*DATA BLOCK*:
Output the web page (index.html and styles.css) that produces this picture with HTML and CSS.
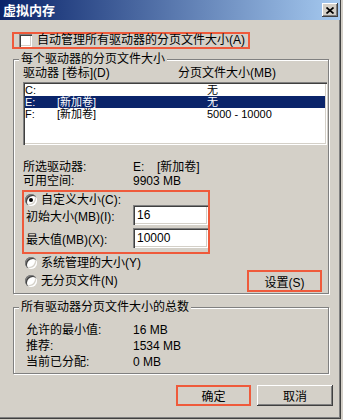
FILE: index.html
```html
<!DOCTYPE html>
<html lang="zh-CN">
<head>
    <meta charset="UTF-8">
    <meta name="viewport" content="width=device-width, initial-scale=1.0">
    <title>虚拟内存</title>
    <link rel="stylesheet" href="styles.css">
</head>
<body>
    <div class="window">
        <div class="titlebar">
            <span class="title">虚拟内存</span>
            <span class="close-btn">
                <svg width="8" height="7" viewBox="0 0 8 7"><path d="M0.5 0.5 L7.5 6.5 M7.5 0.5 L0.5 6.5" stroke="#000" stroke-width="1.7" fill="none"/></svg>
            </span>
        </div>

        <div class="auto-row">
            <span class="checkbox"></span>
            <span>自动管理所有驱动器的分页文件大小(A)</span>
        </div>

        <fieldset class="group group-drives">
            <legend>每个驱动器的分页文件大小</legend>
            <div class="list-head">
                <span class="head-drive">驱动器 [卷标](D)</span>
                <span>分页文件大小(MB)</span>
            </div>
            <div class="listbox">
                <div class="list-row"><span class="c-drive">C:</span><span class="c-label"></span><span>无</span></div>
                <div class="list-row selected"><span class="c-drive">E:</span><span class="c-label">[新加卷]</span><span>无</span></div>
                <div class="list-row"><span class="c-drive">F:</span><span class="c-label">[新加卷]</span><span>5000 - 10000</span></div>
            </div>

            <div class="info">
                <div class="info-row"><span class="info-label">所选驱动器:</span><span class="v-drive">E:</span><span>[新加卷]</span></div>
                <div class="info-row"><span class="info-label">可用空间:</span><span>9903 MB</span></div>
            </div>

            <div class="custom-box">
                <div class="radio-row">
                    <span class="radio checked"></span>
                    <span>自定义大小(C):</span>
                </div>
                <div class="input-row first">
                    <span class="input-label">初始大小(MB)(I):</span>
                    <span class="textbox">16</span>
                </div>
                <div class="input-row">
                    <span class="input-label">最大值(MB)(X):</span>
                    <span class="textbox">10000</span>
                </div>
            </div>

            <div class="radio-row sys-row">
                <span class="radio"></span>
                <span>系统管理的大小(Y)</span>
            </div>
            <div class="bottom-row">
                <div class="radio-row">
                    <span class="radio"></span>
                    <span>无分页文件(N)</span>
                </div>
                <button class="btn set-btn marked">设置(S)</button>
            </div>
        </fieldset>

        <fieldset class="group group-total">
            <legend>所有驱动器分页文件大小的总数</legend>
            <div class="total-rows">
                <div class="info-row"><span class="info-label">允许的最小值:</span><span>16 MB</span></div>
                <div class="info-row"><span class="info-label">推荐:</span><span>1534 MB</span></div>
                <div class="info-row"><span class="info-label">当前已分配:</span><span>0 MB</span></div>
            </div>
        </fieldset>

        <div class="actions">
            <button class="btn ok-btn marked">确定</button>
            <button class="btn cancel-btn">取消</button>
        </div>
    </div>
</body>
</html>
```

FILE: styles.css
```css
* {
    box-sizing: border-box;
}
body {
    margin: 0;
    background-color: #d4d0c8;
    font-family: "Liberation Sans", "Noto Sans CJK SC", sans-serif;
    font-size: 12px;
    color: #000;
}
.window {
    width: 341px;
    height: 419px;
    border-right: 1px solid #404040;
    border-bottom: 1px solid #404040;
    box-shadow: inset -1px -1px 0 #808080;
}

/* title bar */
.titlebar {
    height: 20px;
    padding: 0 2px 0 3px;
    display: flex;
    align-items: center;
    justify-content: space-between;
    background: linear-gradient(to right, #0a246a, #a6caf0);
}
.title {
    color: #fff;
    font-weight: bold;
    font-size: 13px;
    line-height: 15px;
}
.close-btn {
    width: 16px;
    height: 14px;
    display: flex;
    align-items: center;
    justify-content: center;
    background-color: #d4d0c8;
    box-shadow: inset -1px -1px 0 #404040, inset 1px 1px 0 #fff, inset -2px -2px 0 #808080;
}
.close-btn svg {
    display: block;
    margin: 1px 0 0 0;
}

/* auto manage checkbox */
.auto-row {
    margin: 12px 0 0 12px;
    width: 238px;
    height: 17px;
    border: 2px solid #ef5a3b;
    padding-left: 5px;
    display: flex;
    align-items: center;
    gap: 5px;
    line-height: 13px;
}
.checkbox {
    width: 13px;
    height: 13px;
    background-color: #fff;
    box-shadow: inset 1px 1px 0 #808080, inset 2px 2px 0 #404040, inset -1px -1px 0 #fff, inset -2px -2px 0 #d4d0c8;
}

/* group boxes */
.group {
    margin: 0 0 0 13px;
    width: 316px;
    min-width: 0;
    padding: 0;
    border: 1px solid #808080;
    box-shadow: 1px 1px 0 #fff, inset 1px 1px 0 #fff;
}
.group legend {
    margin-left: 5px;
    padding: 0 2px;
    line-height: 13px;
    background-color: #d4d0c8;
}
.group-drives {
    margin-top: 4px;
    padding-bottom: 1px;
}
.group-total {
    margin-top: 7px;
    padding-bottom: 3px;
}

.list-head {
    display: flex;
    margin: 1px 0 0 9px;
    line-height: 13px;
}
.head-drive {
    width: 155px;
}
.listbox {
    margin: 2px 0 0 9px;
    width: 304px;
    height: 63px;
    padding: 2px;
    background-color: #fff;
    box-shadow: inset 1px 1px 0 #808080, inset 2px 2px 0 #404040, inset -1px -1px 0 #fff, inset -2px -2px 0 #d4d0c8;
}
.list-row {
    display: flex;
    height: 12px;
    line-height: 12px;
    font-size: 11px;
}
.list-row.selected {
    background-color: #0a246a;
    color: #fff;
}
.c-drive {
    width: 32px;
}
.c-label {
    width: 150px;
}

.info {
    margin: 15px 0 0 9px;
}
.info-row {
    display: flex;
    line-height: 14px;
}
.info-label {
    width: 110px;
}
.v-drive {
    width: 24px;
}

/* custom size box */
.custom-box {
    margin: 2px 0 0 8px;
    width: 188px;
    height: 64px;
    border: 2px solid #ef5a3b;
}
.radio-row {
    display: flex;
    align-items: center;
    gap: 4px;
    height: 12px;
    line-height: 12px;
}
.custom-box .radio-row {
    margin-top: 2px;
    padding-left: 1px;
}
.radio {
    width: 12px;
    height: 12px;
    border-radius: 50%;
    background-color: #fff;
    box-shadow: inset 1px 1px 0 #808080, inset 2px 2px 0 #404040, inset -1px -1px 0 #fff, inset -2px -2px 0 #d4d0c8;
    display: flex;
    align-items: center;
    justify-content: center;
}
.radio.checked::after {
    content: "";
    width: 4px;
    height: 4px;
    border-radius: 50%;
    background-color: #000;
}
.input-row {
    display: flex;
    align-items: center;
    margin-top: 3px;
    padding-left: 2px;
}
.input-row.first {
    margin-top: -1px;
}
.input-label {
    width: 107px;
}
.textbox {
    width: 75px;
    height: 20px;
    padding: 0 4px;
    line-height: 20px;
    background-color: #fff;
    box-shadow: inset 1px 1px 0 #808080, inset 2px 2px 0 #404040, inset -1px -1px 0 #fff, inset -2px -2px 0 #d4d0c8;
}

.sys-row {
    margin: 3px 0 0 11px;
}
.bottom-row {
    margin: 1px 6px 0 11px;
    height: 22px;
    display: flex;
    align-items: center;
    justify-content: space-between;
}

/* buttons */
.btn {
    font-family: inherit;
    font-size: 12px;
    color: #000;
    padding: 0;
    border: none;
    background-color: #d4d0c8;
    box-shadow: inset -1px -1px 0 #404040, inset 1px 1px 0 #fff, inset -2px -2px 0 #808080;
}
.marked {
    outline: 2px solid #ef5a3b;
    outline-offset: -2px;
}
.set-btn {
    width: 75px;
    height: 22px;
}

.total-rows {
    margin: 8px 0 0 12px;
}
.total-rows .info-row {
    line-height: 16px;
}
.total-rows .info-label {
    width: 107px;
}

.actions {
    margin-top: 11px;
    padding-right: 7px;
    display: flex;
    justify-content: flex-end;
    gap: 6px;
}
.ok-btn {
    width: 75px;
    height: 21px;
}
.cancel-btn {
    width: 76px;
    height: 21px;
}
```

*JOB*: Using the material above, work out how many lines contain the string "styles". Give that number alone.

*WORKED SOLUTION*: 3